§ **PROVIDED DATA**
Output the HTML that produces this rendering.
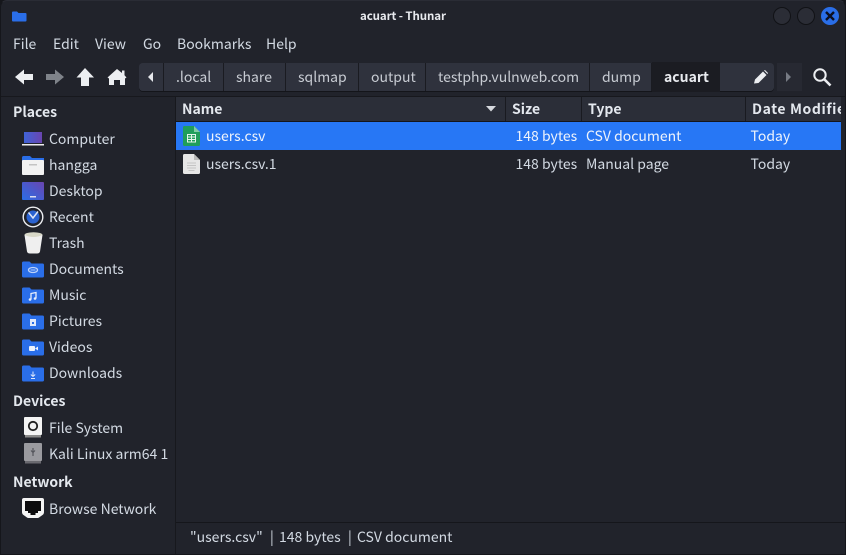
* * *
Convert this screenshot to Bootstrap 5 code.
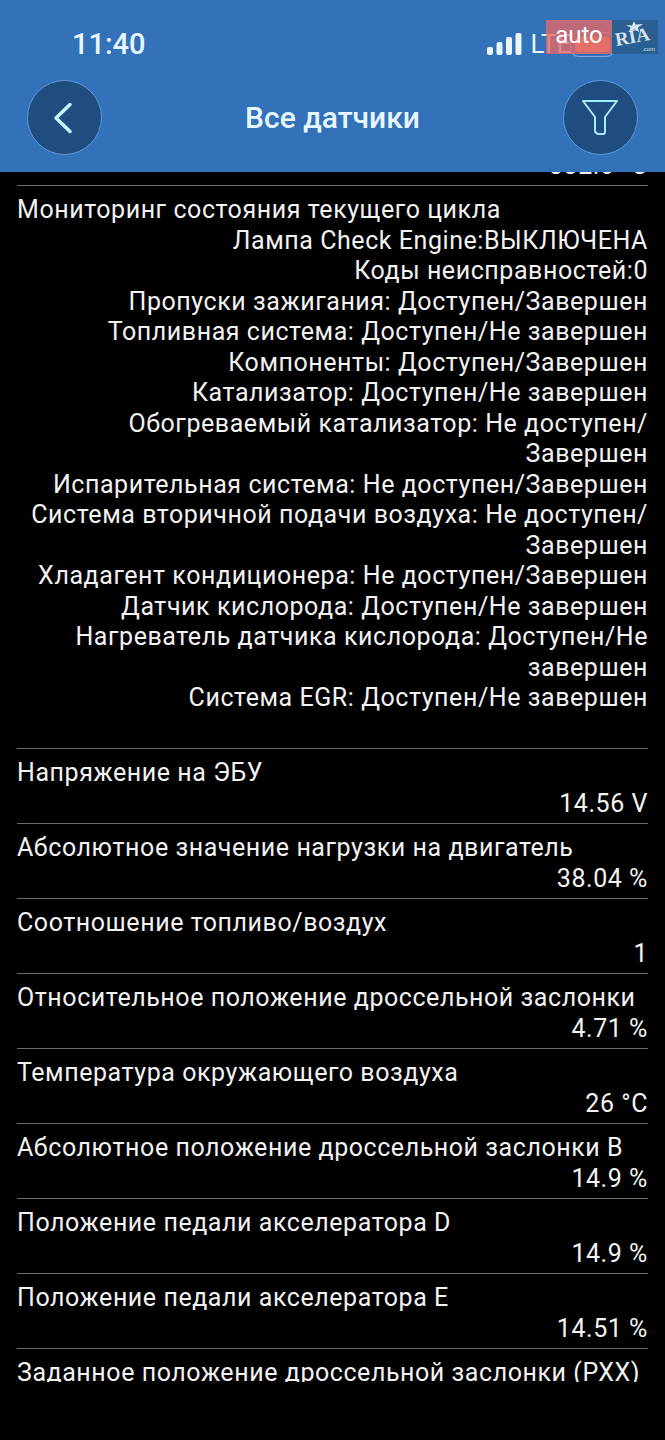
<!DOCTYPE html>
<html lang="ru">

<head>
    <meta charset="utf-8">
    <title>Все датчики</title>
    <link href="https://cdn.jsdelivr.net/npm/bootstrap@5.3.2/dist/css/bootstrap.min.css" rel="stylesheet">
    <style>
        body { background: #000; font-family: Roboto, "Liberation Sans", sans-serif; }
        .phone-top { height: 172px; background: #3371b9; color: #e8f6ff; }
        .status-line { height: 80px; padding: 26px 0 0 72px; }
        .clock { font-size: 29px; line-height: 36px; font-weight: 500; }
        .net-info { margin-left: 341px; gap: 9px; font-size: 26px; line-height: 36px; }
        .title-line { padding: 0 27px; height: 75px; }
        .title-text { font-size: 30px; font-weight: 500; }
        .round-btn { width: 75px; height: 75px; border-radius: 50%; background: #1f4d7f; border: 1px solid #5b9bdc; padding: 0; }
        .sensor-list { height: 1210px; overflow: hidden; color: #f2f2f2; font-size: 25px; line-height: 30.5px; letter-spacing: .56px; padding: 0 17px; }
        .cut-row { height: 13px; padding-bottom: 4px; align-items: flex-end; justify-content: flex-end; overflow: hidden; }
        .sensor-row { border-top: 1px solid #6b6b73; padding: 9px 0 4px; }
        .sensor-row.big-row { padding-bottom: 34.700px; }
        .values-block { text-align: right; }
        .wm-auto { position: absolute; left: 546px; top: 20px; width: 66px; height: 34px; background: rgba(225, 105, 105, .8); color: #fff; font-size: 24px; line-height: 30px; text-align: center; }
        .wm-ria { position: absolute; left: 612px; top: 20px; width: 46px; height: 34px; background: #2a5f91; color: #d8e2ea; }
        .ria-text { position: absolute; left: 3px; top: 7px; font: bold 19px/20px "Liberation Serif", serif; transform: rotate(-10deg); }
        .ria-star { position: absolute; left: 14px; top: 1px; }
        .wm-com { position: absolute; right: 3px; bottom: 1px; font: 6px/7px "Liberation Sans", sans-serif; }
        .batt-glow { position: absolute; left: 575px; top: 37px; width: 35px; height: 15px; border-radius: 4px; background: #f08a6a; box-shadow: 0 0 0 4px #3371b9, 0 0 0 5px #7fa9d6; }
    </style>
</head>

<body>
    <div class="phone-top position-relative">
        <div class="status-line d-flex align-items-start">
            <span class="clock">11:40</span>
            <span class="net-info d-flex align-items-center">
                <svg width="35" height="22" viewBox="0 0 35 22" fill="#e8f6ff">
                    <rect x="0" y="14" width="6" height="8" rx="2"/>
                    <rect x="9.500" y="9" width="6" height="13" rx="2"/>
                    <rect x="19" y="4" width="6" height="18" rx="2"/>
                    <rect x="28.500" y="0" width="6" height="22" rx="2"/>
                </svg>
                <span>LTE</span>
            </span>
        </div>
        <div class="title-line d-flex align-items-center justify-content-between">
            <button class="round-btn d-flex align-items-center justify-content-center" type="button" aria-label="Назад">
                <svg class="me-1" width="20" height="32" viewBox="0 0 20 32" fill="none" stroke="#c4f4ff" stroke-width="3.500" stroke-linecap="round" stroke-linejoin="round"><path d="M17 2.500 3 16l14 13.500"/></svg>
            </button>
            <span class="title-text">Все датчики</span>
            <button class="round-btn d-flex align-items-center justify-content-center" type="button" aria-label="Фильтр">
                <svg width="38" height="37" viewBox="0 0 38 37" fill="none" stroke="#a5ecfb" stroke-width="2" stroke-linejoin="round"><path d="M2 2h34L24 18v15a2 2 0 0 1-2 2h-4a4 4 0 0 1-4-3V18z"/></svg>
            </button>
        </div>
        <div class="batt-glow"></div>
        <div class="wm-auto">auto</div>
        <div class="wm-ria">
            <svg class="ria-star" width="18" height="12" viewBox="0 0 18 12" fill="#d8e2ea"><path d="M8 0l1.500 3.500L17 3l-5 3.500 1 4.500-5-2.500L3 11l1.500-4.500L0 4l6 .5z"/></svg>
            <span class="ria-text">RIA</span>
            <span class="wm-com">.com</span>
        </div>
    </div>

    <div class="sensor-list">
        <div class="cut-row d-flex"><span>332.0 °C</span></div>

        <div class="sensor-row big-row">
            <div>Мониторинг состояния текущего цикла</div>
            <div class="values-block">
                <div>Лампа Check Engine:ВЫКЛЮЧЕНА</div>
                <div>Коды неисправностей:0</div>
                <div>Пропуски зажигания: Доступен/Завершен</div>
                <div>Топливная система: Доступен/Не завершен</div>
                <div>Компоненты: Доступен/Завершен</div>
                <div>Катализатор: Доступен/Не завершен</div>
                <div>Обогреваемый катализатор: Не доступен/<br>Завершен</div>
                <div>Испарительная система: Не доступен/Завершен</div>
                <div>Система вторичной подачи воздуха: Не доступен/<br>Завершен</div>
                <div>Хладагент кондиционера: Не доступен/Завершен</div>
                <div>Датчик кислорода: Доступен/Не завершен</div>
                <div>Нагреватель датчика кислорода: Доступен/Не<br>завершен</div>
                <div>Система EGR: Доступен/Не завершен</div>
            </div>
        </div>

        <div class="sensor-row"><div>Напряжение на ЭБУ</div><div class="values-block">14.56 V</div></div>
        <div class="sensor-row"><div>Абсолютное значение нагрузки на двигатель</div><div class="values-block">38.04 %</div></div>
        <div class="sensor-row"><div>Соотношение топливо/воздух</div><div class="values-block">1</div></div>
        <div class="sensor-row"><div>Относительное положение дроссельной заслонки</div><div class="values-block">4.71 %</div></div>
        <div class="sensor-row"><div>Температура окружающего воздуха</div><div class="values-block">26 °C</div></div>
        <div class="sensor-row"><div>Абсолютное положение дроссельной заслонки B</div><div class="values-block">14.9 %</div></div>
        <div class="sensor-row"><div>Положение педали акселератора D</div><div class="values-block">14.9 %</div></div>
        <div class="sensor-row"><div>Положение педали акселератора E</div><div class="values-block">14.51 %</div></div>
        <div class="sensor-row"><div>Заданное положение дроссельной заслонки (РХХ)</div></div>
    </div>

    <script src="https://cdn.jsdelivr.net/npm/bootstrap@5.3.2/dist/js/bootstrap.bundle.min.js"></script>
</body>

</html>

§ **WHAT IS EXPECTED**
Each line of the data that includes the word "this" counts once; report the total and nothing more.

§ **OUTPUT OF THE TASK**
2